Start Input rows

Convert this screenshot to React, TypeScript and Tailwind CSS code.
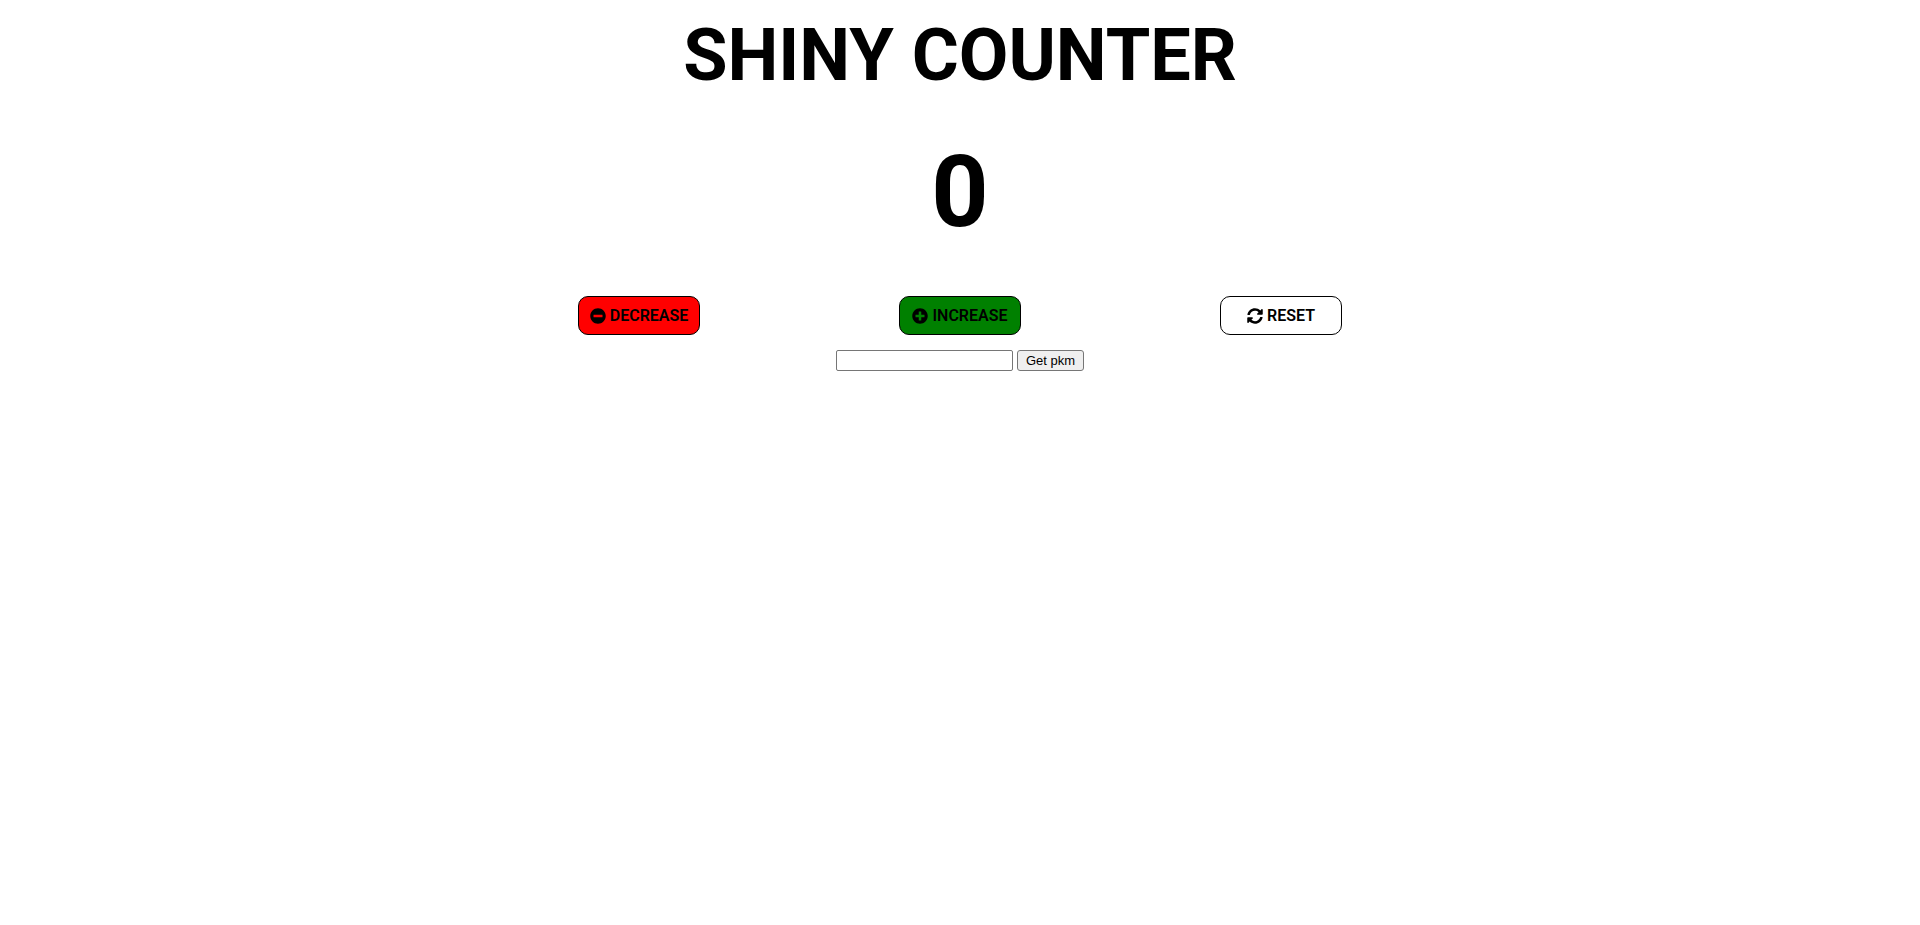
import { useState } from "react";
import type { ReactNode } from "react";
import { FaMinusCircle, FaPlusCircle, FaSyncAlt } from "react-icons/fa";

type CounterButtonProps = {
  className: string;
  onClick: () => void;
  icon: ReactNode;
  label: string;
};

function CounterButton({ className, onClick, icon, label }: CounterButtonProps) {
  return (
    <button
      type="button"
      onClick={onClick}
      className={`flex h-[39px] w-[122px] items-center justify-center gap-1 rounded-[10px] border border-black text-base leading-[19px] font-semibold whitespace-nowrap text-black ${className}`}
    >
      {icon}
      {label}
    </button>
  );
}

export default function App() {
  const [count, setCount] = useState(0);
  const [name, setName] = useState("");

  return (
    <main className="flex flex-col items-center bg-white font-['Roboto',sans-serif] text-black">
      <h1 className="pt-[14px] text-[72px] leading-[84px] font-bold">SHINY COUNTER</h1>
      <p className="py-[35px] text-[100px] leading-[118px] font-bold">{count}</p>
      <div className="mt-[10px] flex w-1/2 justify-center gap-[199px]">
        <CounterButton
          className="bg-[#ff0000]"
          onClick={() => setCount(Math.max(0, count - 1))}
          icon={<FaMinusCircle className="size-4" />}
          label="DECREASE"
        />
        <CounterButton
          className="bg-[#008000]"
          onClick={() => setCount(count + 1)}
          icon={<FaPlusCircle className="size-4" />}
          label="INCREASE"
        />
        <CounterButton
          className="bg-white"
          onClick={() => setCount(0)}
          icon={<FaSyncAlt className="size-4" />}
          label="RESET"
        />
      </div>
      <form
        className="mt-[15px] flex gap-1 font-['Liberation_Sans',sans-serif] text-[13px] leading-[15px]"
        onSubmit={(event) => event.preventDefault()}
      >
        <input
          type="text"
          aria-label="Pokémon name"
          value={name}
          onChange={(event) => setName(event.target.value)}
          className="h-[21px] w-[177px] rounded-[2px] border border-[#767676] px-1"
        />
        <button
          type="submit"
          className="h-[21px] w-[67px] rounded-[3px] border border-[#767676] bg-[#efefef] whitespace-nowrap"
        >
          Get pkm
        </button>
      </form>
    </main>
  );
}
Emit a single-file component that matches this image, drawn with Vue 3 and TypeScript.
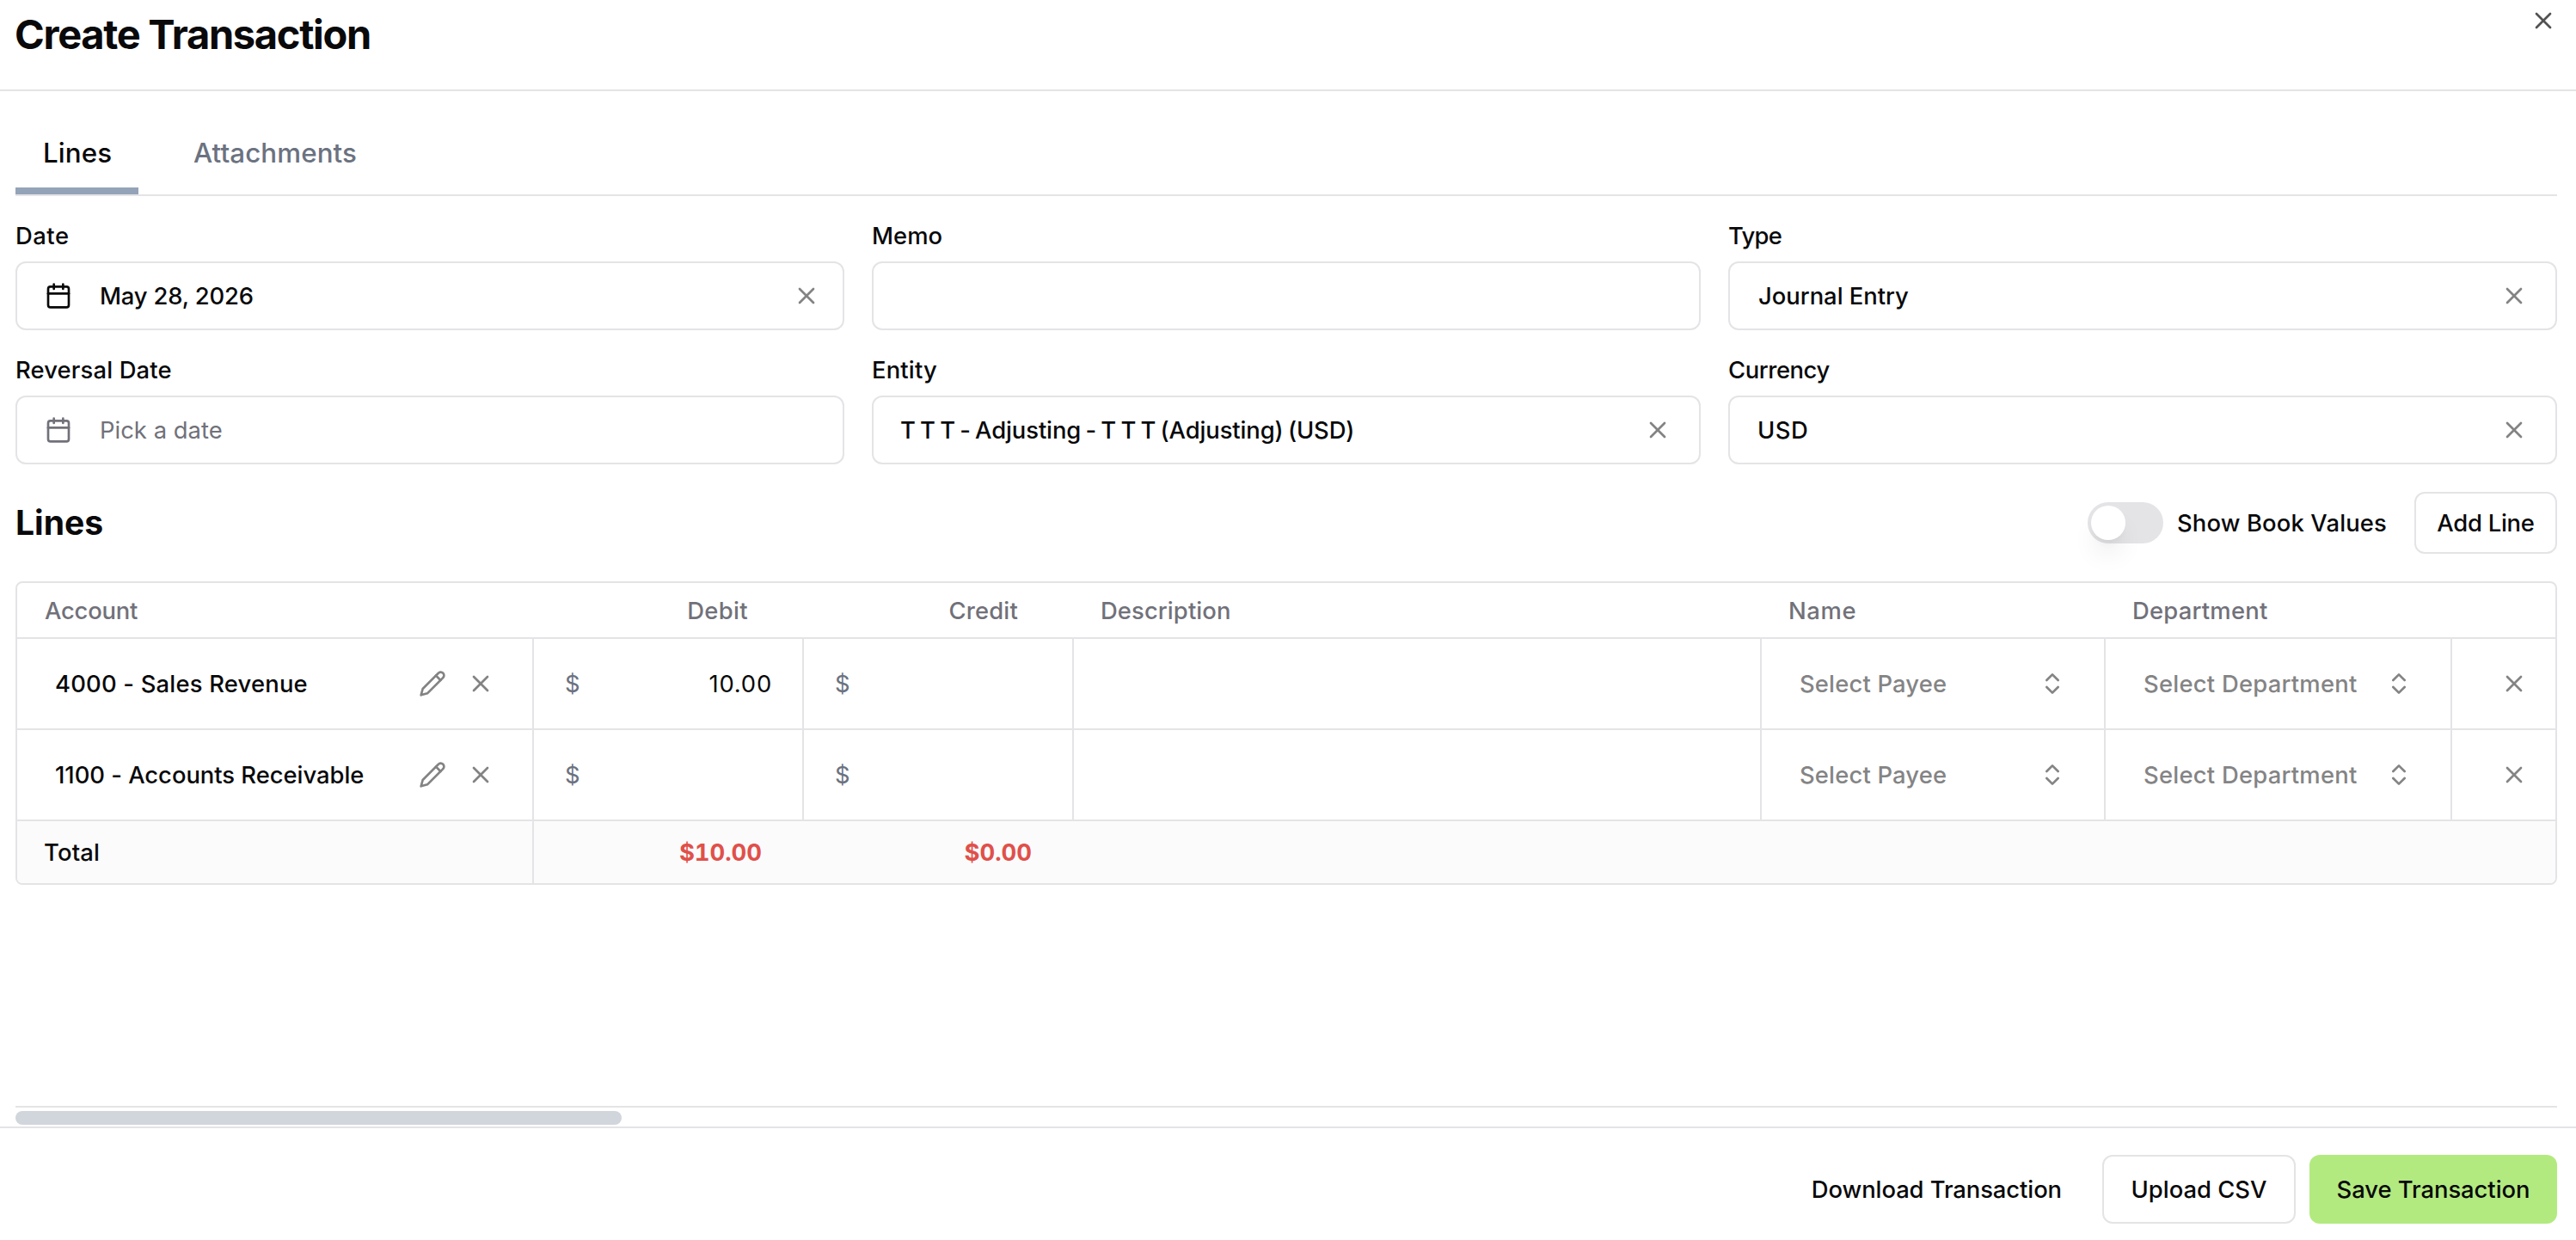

End Input rows

- [Exercise brief]
Reproduce each entry precisely, dropping only the pictures.

- [Finished answer]
Convert this screenshot to React, TypeScript and Tailwind CSS code.
import { useState } from "react";
import type { ReactNode } from "react";
import { FaMinusCircle, FaPlusCircle, FaSyncAlt } from "react-icons/fa";

type CounterButtonProps = {
  className: string;
  onClick: () => void;
  icon: ReactNode;
  label: string;
};

function CounterButton({ className, onClick, icon, label }: CounterButtonProps) {
  return (
    <button
      type="button"
      onClick={onClick}
      className={`flex h-[39px] w-[122px] items-center justify-center gap-1 rounded-[10px] border border-black text-base leading-[19px] font-semibold whitespace-nowrap text-black ${className}`}
    >
      {icon}
      {label}
    </button>
  );
}

export default function App() {
  const [count, setCount] = useState(0);
  const [name, setName] = useState("");

  return (
    <main className="flex flex-col items-center bg-white font-['Roboto',sans-serif] text-black">
      <h1 className="pt-[14px] text-[72px] leading-[84px] font-bold">SHINY COUNTER</h1>
      <p className="py-[35px] text-[100px] leading-[118px] font-bold">{count}</p>
      <div className="mt-[10px] flex w-1/2 justify-center gap-[199px]">
        <CounterButton
          className="bg-[#ff0000]"
          onClick={() => setCount(Math.max(0, count - 1))}
          icon={<FaMinusCircle className="size-4" />}
          label="DECREASE"
        />
        <CounterButton
          className="bg-[#008000]"
          onClick={() => setCount(count + 1)}
          icon={<FaPlusCircle className="size-4" />}
          label="INCREASE"
        />
        <CounterButton
          className="bg-white"
          onClick={() => setCount(0)}
          icon={<FaSyncAlt className="size-4" />}
          label="RESET"
        />
      </div>
      <form
        className="mt-[15px] flex gap-1 font-['Liberation_Sans',sans-serif] text-[13px] leading-[15px]"
        onSubmit={(event) => event.preventDefault()}
      >
        <input
          type="text"
          aria-label="Pokémon name"
          value={name}
          onChange={(event) => setName(event.target.value)}
          className="h-[21px] w-[177px] rounded-[2px] border border-[#767676] px-1"
        />
        <button
          type="submit"
          className="h-[21px] w-[67px] rounded-[3px] border border-[#767676] bg-[#efefef] whitespace-nowrap"
        >
          Get pkm
        </button>
      </form>
    </main>
  );
}
Emit a single-file component that matches this image, drawn with Vue 3 and TypeScript.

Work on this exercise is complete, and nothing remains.